* _PROMPT_
Return the lines below that carry the word "styles".

* _INFORMATION SUPPLIED_
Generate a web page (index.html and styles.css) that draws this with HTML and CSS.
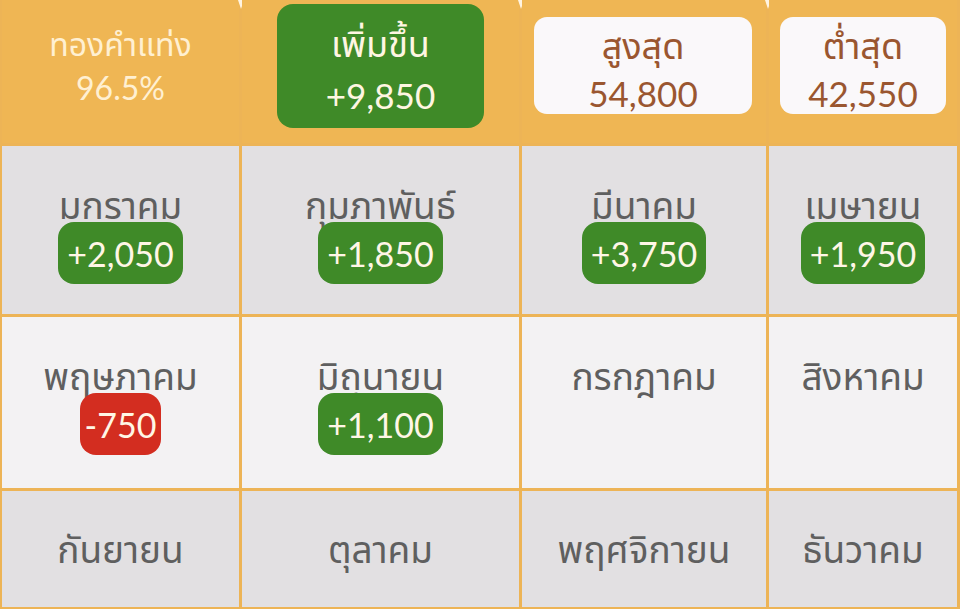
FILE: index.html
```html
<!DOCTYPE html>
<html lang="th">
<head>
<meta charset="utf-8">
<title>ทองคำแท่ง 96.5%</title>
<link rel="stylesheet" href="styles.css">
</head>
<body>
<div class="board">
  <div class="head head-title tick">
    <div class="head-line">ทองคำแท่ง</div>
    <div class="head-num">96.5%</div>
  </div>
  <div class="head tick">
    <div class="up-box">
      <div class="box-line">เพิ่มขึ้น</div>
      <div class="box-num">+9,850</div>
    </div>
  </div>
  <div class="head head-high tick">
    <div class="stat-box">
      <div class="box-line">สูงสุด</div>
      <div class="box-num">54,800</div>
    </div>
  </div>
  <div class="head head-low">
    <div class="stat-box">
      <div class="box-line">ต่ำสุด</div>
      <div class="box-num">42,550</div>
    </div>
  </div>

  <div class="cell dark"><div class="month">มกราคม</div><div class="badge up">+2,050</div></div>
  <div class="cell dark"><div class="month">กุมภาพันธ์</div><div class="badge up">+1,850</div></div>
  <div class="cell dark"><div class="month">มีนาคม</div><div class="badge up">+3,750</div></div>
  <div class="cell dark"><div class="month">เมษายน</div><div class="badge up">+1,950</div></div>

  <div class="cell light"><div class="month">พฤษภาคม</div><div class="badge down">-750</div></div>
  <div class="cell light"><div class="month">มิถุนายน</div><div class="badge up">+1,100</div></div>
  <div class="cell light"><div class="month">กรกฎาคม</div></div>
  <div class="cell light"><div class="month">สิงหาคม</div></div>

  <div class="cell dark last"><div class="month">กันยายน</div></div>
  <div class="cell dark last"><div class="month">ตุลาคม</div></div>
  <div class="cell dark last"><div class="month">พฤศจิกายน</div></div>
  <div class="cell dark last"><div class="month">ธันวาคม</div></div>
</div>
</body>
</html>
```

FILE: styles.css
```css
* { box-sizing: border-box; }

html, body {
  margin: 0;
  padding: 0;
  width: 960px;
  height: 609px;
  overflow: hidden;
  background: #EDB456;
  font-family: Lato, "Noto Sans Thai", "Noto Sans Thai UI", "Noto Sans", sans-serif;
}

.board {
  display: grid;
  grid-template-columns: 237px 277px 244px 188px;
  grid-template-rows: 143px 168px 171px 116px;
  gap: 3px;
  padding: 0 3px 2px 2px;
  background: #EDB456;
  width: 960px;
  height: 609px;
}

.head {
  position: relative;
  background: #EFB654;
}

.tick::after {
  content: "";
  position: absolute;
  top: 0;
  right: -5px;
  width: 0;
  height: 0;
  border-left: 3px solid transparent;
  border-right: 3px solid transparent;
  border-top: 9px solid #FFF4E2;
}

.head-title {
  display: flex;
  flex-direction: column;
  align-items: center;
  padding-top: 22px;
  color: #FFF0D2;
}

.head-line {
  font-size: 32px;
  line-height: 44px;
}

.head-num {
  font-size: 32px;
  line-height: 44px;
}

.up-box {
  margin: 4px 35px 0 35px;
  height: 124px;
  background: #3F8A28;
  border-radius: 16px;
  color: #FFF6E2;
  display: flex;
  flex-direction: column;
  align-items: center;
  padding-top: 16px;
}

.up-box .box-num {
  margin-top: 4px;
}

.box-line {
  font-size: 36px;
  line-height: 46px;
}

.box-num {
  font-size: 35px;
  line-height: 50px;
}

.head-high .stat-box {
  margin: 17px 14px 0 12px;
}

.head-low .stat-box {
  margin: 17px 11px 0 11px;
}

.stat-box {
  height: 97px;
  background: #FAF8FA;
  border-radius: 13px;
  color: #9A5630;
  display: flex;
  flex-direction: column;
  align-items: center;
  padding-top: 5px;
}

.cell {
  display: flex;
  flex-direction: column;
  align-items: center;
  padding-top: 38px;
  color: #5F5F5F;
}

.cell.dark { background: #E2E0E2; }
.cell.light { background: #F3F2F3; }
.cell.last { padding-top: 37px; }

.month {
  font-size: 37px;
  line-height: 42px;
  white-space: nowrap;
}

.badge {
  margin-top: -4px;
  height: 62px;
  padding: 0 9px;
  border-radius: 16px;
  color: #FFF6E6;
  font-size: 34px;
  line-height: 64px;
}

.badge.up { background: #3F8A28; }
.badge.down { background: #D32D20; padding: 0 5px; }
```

* _RESPONSE TO THIS TASK_
Generate a web page (index.html and styles.css) that draws this with HTML and CSS.
<link rel="stylesheet" href="styles.css">
FILE: styles.css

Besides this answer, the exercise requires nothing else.